As encryption protocols like SSL/TLS proliferated in the 2000s, deep packet inspection techniques allowed next-generation firewalls to decrypt and inspect content within connections after reassembly. DPI fueled capabilities for fine-grained controls centered on users, applications, websites, and data patterns.

Fast forward to today with over 50% of enterprises relying on next-gen firewalls plus availability offered natively from major cloud providers like AWS, Azure, and Google Cloud. Gartner estimates the firewall market reaching $4.27 billion in total revenue by 2024. As threats accelerate, firewalls anchor digital security strategies.

How Do Firewalls Work?

Firewall appliances or agents sit inline across networks to analyze traffic against configured rulesets and block unauthorized communication attempts. Decryption, packet reassembly, threat identification, and filtering happen automatically at high speeds without impacting network throughput.

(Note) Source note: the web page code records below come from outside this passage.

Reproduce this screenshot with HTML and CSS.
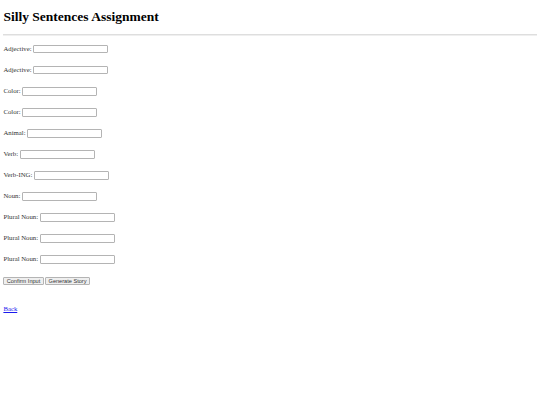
FILE: index.html
```html
<!DOCTYPE html>
<html lang="en">
<head>
<meta charset="utf-8">
<title>Silly Sentences Assignment</title>
<link rel="stylesheet" href="styles.css">
</head>
<body>
<h1 class="title">Silly Sentences Assignment</h1>
<hr class="rule">
<form class="story-form">
  <div class="row"><label class="label">Adjective:</label> <input class="field" type="text"></div>
  <div class="row"><label class="label">Adjective:</label> <input class="field" type="text"></div>
  <div class="row"><label class="label">Color:</label> <input class="field" type="text"></div>
  <div class="row"><label class="label">Color:</label> <input class="field" type="text"></div>
  <div class="row"><label class="label">Animal:</label> <input class="field" type="text"></div>
  <div class="row"><label class="label">Verb:</label> <input class="field" type="text"></div>
  <div class="row"><label class="label">Verb-ING:</label> <input class="field" type="text"></div>
  <div class="row"><label class="label">Noun:</label> <input class="field" type="text"></div>
  <div class="row"><label class="label">Plural Noun:</label> <input class="field" type="text"></div>
  <div class="row"><label class="label">Plural Noun:</label> <input class="field" type="text"></div>
  <div class="row"><label class="label">Plural Noun:</label> <input class="field" type="text"></div>
  <div class="row"><button class="btn" type="button">Confirm Input</button> <button class="btn" type="button">Generate Story</button></div>
</form>
<p class="back"><a class="back-link" href="#">Back</a></p>
</body>
</html>
```
FILE: styles.css
```css
html {
  background: #ffffff;
}
body {
  margin: 0 3.4px;
  font-family: "Liberation Serif", "Times New Roman", serif;
  font-size: 6.75px;
  color: #000000;
}
.title {
  font-size: 13.5px;
  line-height: 15.5px;
  font-weight: bold;
  margin: 9px 0 9px;
}
.rule {
  margin: 0 0 2px;
  border: 0;
  border-top: 1px solid #dedede;
  border-bottom: 1px solid #efefef;
  height: 0;
}
.story-form {
  margin: 0;
}
.row {
  height: 21.1px;
  line-height: 21.1px;
  white-space: nowrap;
}
.label {
  color: #333333;
}
.field {
  box-sizing: border-box;
  width: 75px;
  height: 8.8px;
  padding: 0 1px;
  margin: 0;
  border: 1px solid #b4b4b4;
  border-radius: 1px;
  font-family: "Liberation Sans", Arial, sans-serif;
  font-size: 5.6px;
  line-height: normal;
  vertical-align: middle;
}
.btn {
  box-sizing: border-box;
  height: 8.8px;
  margin: 0;
  font-family: "Liberation Sans", Arial, sans-serif;
  font-size: 5.6px;
  padding: 0 2.3px;
  border: 1px solid #b4b4b4;
  border-radius: 1px;
  background: #efefef;
  color: #333333;
  line-height: 6px;
  vertical-align: middle;
}
.back {
  margin: 14.6px 0 0;
  line-height: 7.8px;
}
.back-link {
  color: #1a1aee;
  text-decoration: underline;
}
```
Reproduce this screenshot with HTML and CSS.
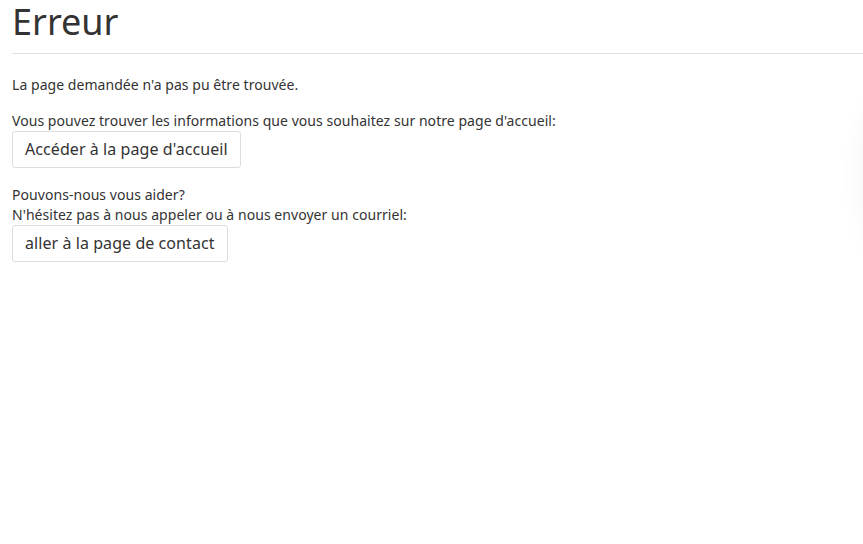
FILE: index.html
```html
<!DOCTYPE html>
<html lang="fr">
<head>
<meta charset="utf-8">
<title>Erreur</title>
<link rel="stylesheet" href="styles.css">
</head>
<body>
<div class="page">
  <h1 class="title">Erreur</h1>
  <p class="msg">La page demandée n'a pas pu être trouvée.</p>
  <div class="block">
    <p class="line">Vous pouvez trouver les informations que vous souhaitez sur notre page d'accueil:</p>
    <a class="btn" href="#">Accéder à la page d'accueil</a>
  </div>
  <div class="block block-second">
    <p class="line">Pouvons-nous vous aider?</p>
    <p class="line">N'hésitez pas à nous appeler ou à nous envoyer un courriel:</p>
    <a class="btn" href="#">aller à la page de contact</a>
  </div>
</div>
<div class="edge-shadow"></div>
</body>
</html>
```

FILE: styles.css
```css
html, body {
  margin: 0;
  padding: 0;
  background: #fff;
  overflow: hidden;
}
body {
  font-family: "Noto Sans", "Open Sans", sans-serif;
  color: #333;
  font-size: 14px;
  line-height: 20px;
  letter-spacing: 0.05px;
}
.page {
  padding: 0 0 0 12px;
}
.title {
  margin: 0;
  font-size: 36px;
  font-weight: 400;
  line-height: 44px;
  letter-spacing: 0;
  padding-bottom: 9px;
  border-bottom: 1px solid #e0e0e0;
}
.msg {
  margin: 21px 0 0;
}
.block {
  margin-top: 16px;
  display: flex;
  flex-direction: column;
  align-items: flex-start;
}
.block-second {
  margin-top: 17px;
}
.line {
  margin: 0;
}
.btn {
  display: inline-block;
  border: 1px solid #ddd;
  border-radius: 3px;
  padding: 6px 12px;
  font-size: 16px;
  line-height: 23px;
  letter-spacing: 0.07px;
  color: #333;
  text-decoration: none;
  background: #fff;
}
.edge-shadow {
  position: absolute;
  right: -40px;
  top: 100px;
  width: 40px;
  height: 150px;
  border-radius: 50%;
  box-shadow: 0 0 24px 4px rgba(0,0,0,0.04);
}
```
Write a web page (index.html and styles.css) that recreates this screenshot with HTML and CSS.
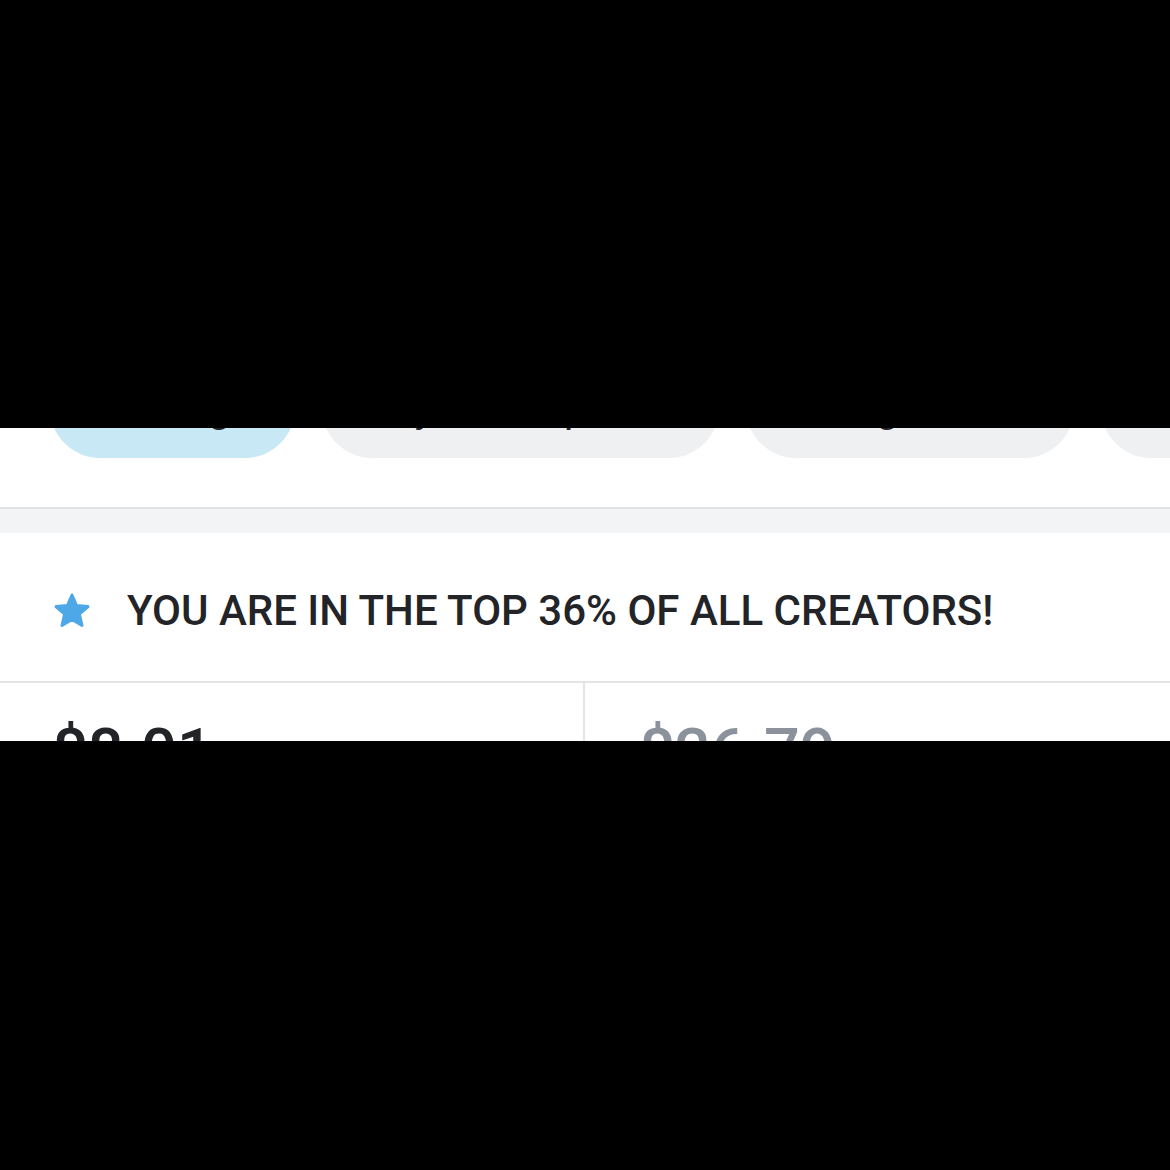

Common firewall deployment topologies strategically segment trusted internal networks from external locations:

Firewall network topology

Perimeter firewalls place appliances between private LANs and external networks like the internet. They focus on heavy inspection for inbound threats.

Internal firewalls sub-divide private networks to construct security zones isolating departments or infrastructure. They prevent lateral movement post-compromise.

Distributed firewalls secure remote locations, cloud environments, and roaming users via VPNs. They maintain policies regardless of access point.

Next-gen capabilities apply intelligent policies based on users, trusted devices, applications, websites, data patterns, vulnerabilities, and threat intelligence.

For example, rules may:

  • Allow finance staff access to accounting applications but block social media
  • Permit patching systems but deny external RDP connections
  • Block malicious websites and command-and-control botnet IPs

The firewall grants authorized access while minimizing attack surface.

Key Capabilities of Next-Generation Firewalls

Modern firewalls handle increasingly complex hybrid environments via integrated suites administering network, cloud, endpoints, IoT devices, and more from unified interfaces.

Network Traffic Analysis and Access Controls

NGFWs combine IP address and port parameters with user identity, trusted device state, application fingerprints, vulnerable software, website categories, data types, and threat feeds to enable dynamic access decisions.

Priorities shift from solely targeting threats to also allowing intended business connectivity through least-privilege principles.

Controls stretch across on-premises, cloud infrastructure, applications, encryption, guest WiFi, BYOD, and web traffic workflows.

Intrusion Prevention Systems (IPS)

IPS built into NGFWs leverage attack signatures and anomaly detection to identify malignant traffic and actively block threats inline without needing separate IPS appliances.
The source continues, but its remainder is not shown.